They look like they could be Halloween ghosts, these thousands of people walking through the town of Aksum in Northern Ethiopia. All wearing clean white shawls, men and woman alike, they are devoted followers of the Ethiopian orthodox church. This chilly 5 am morning, we follow the Ark of the Covenant, of Indiana Jones fame, from its home in an Aksum chapel, through the village in an old town loop. Actually this is a replica of the Ark, because the true one never leaves its chapel, and people wonder whether it truly exists. We pass the mighty stelae that mark the Axumite tombs of kings that governed from here more than two thousand years ago. They rise above the street in the candlelit dawn. The Ark is on top of one priest’s head, with ceremonial umbrellas gracing the procession. When the candles get too short, the devotees drop them onto the street, and I step on a few to put them out. But then I realize that maybe they should burn out on their own, because no one else attempts to step on these mini-fires. While they are walking the men and women chant, in their ancient Tigrinya language that uses the squiggly script used everywhere in this country. One hour after its beginning, the procession ends, and the city returns to its business, the white shawls disappear like apparitions.
I simply love Ethiopian food. I have never been in such a vegan friendly country. Ethiopian orthodox Christians are required to fast some 180 days of the year. This means they eat a vegan diet, and drink no alcohol for a large part of their lives. In Addis Ababa, I enjoyed just walking into any restaurant and getting a delicious meal. The same is true in Aksum, the food is flavorful, and I even risk getting sick by eating fresh salads. I love the spongy injera and I think I could eat it every day. What am I doing in Ethiopia? Well, it turns out that Ethiopian Airlines is the cheapest way to get from Stockholm to Douala, Cameroon. Why not stop, eat and explore for a few days? What I experienced is a true pride of the people for their country and their culture, and genuine friendliness and helpfulness.
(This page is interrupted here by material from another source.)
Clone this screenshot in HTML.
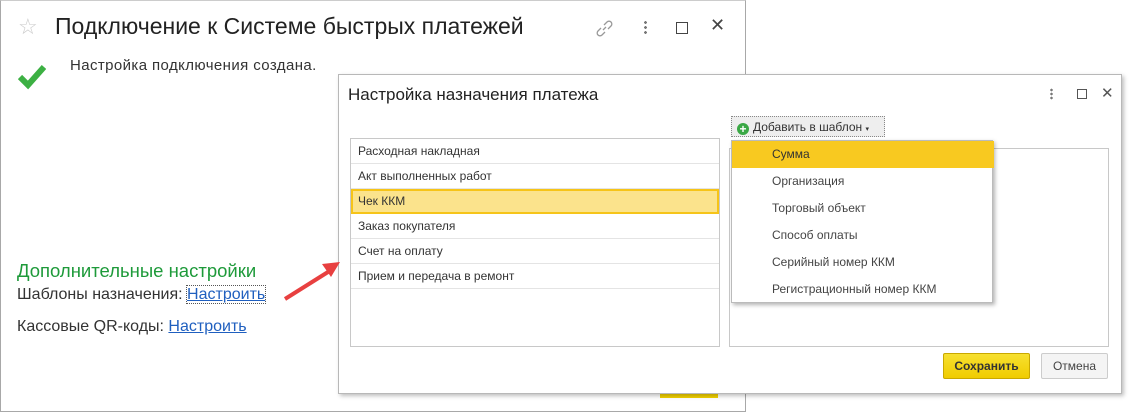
<!DOCTYPE html>
<html><head><meta charset="utf-8"><style>
body{margin:0;width:1129px;height:414px;background:#fff;position:relative;overflow:hidden;font-family:"Liberation Sans",sans-serif;color:#333}
.a{position:absolute}
.row{position:absolute;left:0;width:368px;height:25px;border-bottom:1px solid #e4e4e4;font-size:12px;line-height:25px;padding-left:7px;box-sizing:border-box}
.it{position:absolute;left:0;width:262px;height:27px;font-size:12px;line-height:27px;padding-left:40px;box-sizing:border-box;color:#444}
</style></head><body>
<div class="a" style="left:0;top:0;width:744px;height:410px;border:1px solid #a8a8a8;border-top:1px solid #ccc"></div>
<div class="a" style="left:18px;top:14px;font-size:22px;color:#ccc">☆</div>
<div class="a" style="left:55px;top:13px;font-size:23px;color:#222">Подключение к Системе быстрых платежей</div>
<svg class="a" style="left:594px;top:18px" width="20" height="20"><path d="M9 12 L12 9 M7 10 L4 13 a2.5 2.5 0 0 0 4 4 L11 14 M10 7 L13 4 a2.5 2.5 0 0 1 4 4 L14 11" stroke="#999" fill="none" stroke-width="1.3"/></svg>
<div class="a" style="left:644px;top:20px;width:3px;height:14px;background:radial-gradient(circle,#777 1.3px,transparent 1.5px) 0 0/3px 5px"></div>
<div class="a" style="left:676px;top:22px;width:10px;height:10px;border:1px solid #444"></div>
<div class="a" style="left:710px;top:15px;font-size:18px;color:#444">✕</div>
<svg class="a" style="left:18px;top:62px" width="28" height="28"><path d="M2 15 L10 23 L26 5" stroke="#3cb043" stroke-width="6" fill="none"/></svg>
<div class="a" style="left:70px;top:57px;font-size:15px;color:#333;letter-spacing:0.4px">Настройка подключения создана.</div>
<div class="a" style="left:17px;top:260px;font-size:18.5px;color:#1e9a3a">Дополнительные настройки</div>
<div class="a" style="left:17px;top:286px;font-size:16px">Шаблоны назначения: <span style="color:#1f5fbf;text-decoration:underline;outline:1px dotted #555">Настроить</span></div>
<div class="a" style="left:17px;top:318px;font-size:16px">Кассовые QR-коды: <span style="color:#1f5fbf;text-decoration:underline">Настроить</span></div>
<div class="a" style="left:660px;top:390px;width:58px;height:8px;background:#f3d200"></div>
<div class="a" style="left:338px;top:74px;width:782px;height:318px;background:#fff;border:1px solid #b8b8b8;box-shadow:2px 2px 4px rgba(0,0,0,.25)"></div>
<svg class="a" style="left:280px;top:252px" width="70" height="52"><path d="M5 47 L48 20" stroke="#e84040" stroke-width="4"/><path d="M60 10 L42 12 L51 25 Z" fill="#e84040"/></svg>
<div class="a" style="left:348px;top:85px;font-size:17px;color:#222">Настройка назначения платежа</div>
<div class="a" style="left:1050px;top:88px;width:3px;height:12px;background:radial-gradient(circle,#777 1.2px,transparent 1.4px) 0 0/3px 4px"></div>
<div class="a" style="left:1077px;top:89px;width:8px;height:8px;border:1px solid #555"></div>
<div class="a" style="left:1101px;top:84px;font-size:15px;color:#555">✕</div>
<div class="a" style="left:350px;top:138px;width:368px;height:207px;border:1px solid #c8c8c8">
<div class="row" style="top:0">Расходная накладная</div>
<div class="row" style="top:25px">Акт выполненных работ</div>
<div class="row" style="top:50px;background:#fbe38c;border:2px solid #f6c418;line-height:21px;padding-left:5px">Чек ККМ</div>
<div class="row" style="top:75px">Заказ покупателя</div>
<div class="row" style="top:100px">Счет на оплату</div>
<div class="row" style="top:125px">Прием и передача в ремонт</div>
</div>
<div class="a" style="left:729px;top:148px;width:378px;height:197px;border:1px solid #c8c8c8"></div>
<div class="a" style="left:731px;top:116px;width:154px;height:21px;background:#eee;border:1px dotted #888;font-size:12px;line-height:21px;box-sizing:border-box">
<span style="display:inline-block;width:12px;height:12px;border-radius:50%;background:#3aa845;color:#fff;font-size:12px;line-height:12px;text-align:center;margin:0 4px 0 5px;vertical-align:-2px;font-weight:bold">+</span>Добавить в шаблон <span style="font-size:7px">▾</span></div>
<div class="a" style="left:731px;top:140px;width:262px;height:163px;background:#fff;border:1px solid #bbb;box-shadow:2px 2px 4px rgba(0,0,0,.3);box-sizing:border-box">
<div class="it" style="top:0;background:#f8c920;color:#333">Сумма</div>
<div class="it" style="top:27px">Организация</div>
<div class="it" style="top:54px">Торговый объект</div>
<div class="it" style="top:81px">Способ оплаты</div>
<div class="it" style="top:108px">Серийный номер ККМ</div>
<div class="it" style="top:135px">Регистрационный номер ККМ</div>
</div>
<div class="a" style="left:943px;top:353px;width:87px;height:26px;background:linear-gradient(#f7e030,#f0cc00);border:1px solid #c9a800;border-radius:2px;box-sizing:border-box;font-size:12px;font-weight:bold;line-height:24px;text-align:center;color:#333">Сохранить</div>
<div class="a" style="left:1041px;top:353px;width:67px;height:26px;background:#f4f4f4;border:1px solid #ccc;border-radius:2px;box-sizing:border-box;font-size:12px;line-height:24px;text-align:center;color:#444">Отмена</div>
</body></html>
A 14-year-old young man living in Aksum was my guide. He found me at the holiest church in the country, the St. Mary of Zion church, next to the chapel that houses the Ark. Most of the boys want to earn some money. I told this young man when he approached me that I wouldn’t give him any money, but he simply expressed that he wanted to accompany me for the day, and be friends. And that is exactly what he did. He showed me the Tomb of Akeb, and the Palace of Queen Sheba. He showed me where to eat lunch, and helped me bargain for my white shawl. And at the end of the day, he said he would try to get an email address so that we can communicate, but even when I offered to give him some cash, he refused. This generosity of spirit has struck me with many of the people here. Perhaps it is the home-grown religion, or the lack of colonizers, but to me, Ethiopia seems different than the other countries I have visited and worked in. But still TIA – This is Africa. That is the acronym that I learned from one of the taxi drivers in Addis. There is corruption, there is poverty, there is exploitation, there is overpopulation, there is the terrible history.
The museums in Addis Ababa are nothing to really write home about. Lucy, the Austalopithecus afarensis skeleton is the highlight of the National Museum. The Ethnographic museum is dusty, but housed in the University of Addis Ababa. More interesting to me was watching the students celebrate their graduation. I spoke with one woman who had just completed her engineering degree, and had so much optimism, and vibrancy, but little hope of getting a job soon. Many boys line the streets working as shoe shiners, for the walkers in the wet streets of these somewhat chilly rainy July days. Taxi drivers are plentiful, and they complain about the corruption in the government while they try to cheat me for a little extra cash. I didn’t see many tourists, but I would easily like to explore more of Ethiopia.